Poetry comes from the heart; it's the soul-talk of a culture. Get-Lit makes this happen in so many wonderful ways. When young people own both a classic poem, and then endeavor to create their own poetic responses, this is the bridge between generations, of the old and the new, of the traditional and the yet-to-be traditional. Get Lit makes this happen -- and we as a city, a country, and a world are better off for it.

-- Luis J. Rodriguez, poet, activist, writers, author of Always Running, La Vida Loca, Gang Days in L.A. and a Classical Slam Judge.

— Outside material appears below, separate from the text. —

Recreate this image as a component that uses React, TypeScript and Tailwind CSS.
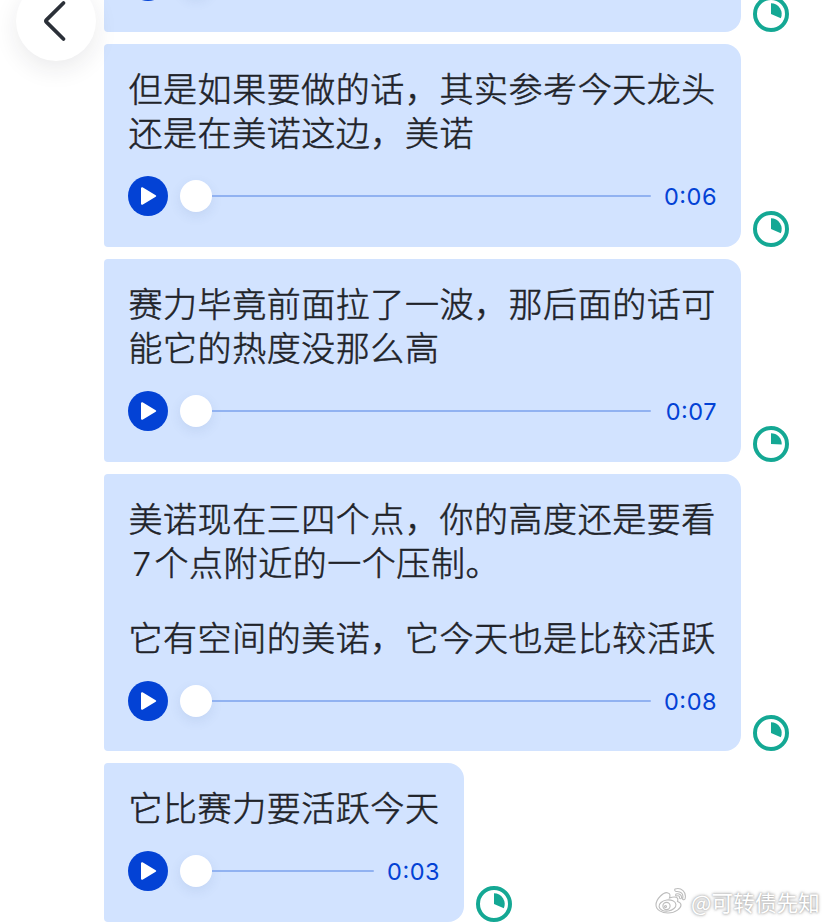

In my last article I asked, "Where are Walt and Langston?" and now I have an answer. They are beating in the hearts of 2,500 L.A. teenagers who will never again be the same. There is a literary riot happening here in Los Angeles. Watch them take over the world!

After taking that stage, and spitting those swish lines, and hearing those snaps! I have to say, I'm glad I took part in this life-changing experience. I will never forget the day, my poem claimed me.

Shan says.


From January to April 2012, over 2,500 L.A. teens participated in instruction leading up to the nation's first Classic Slam.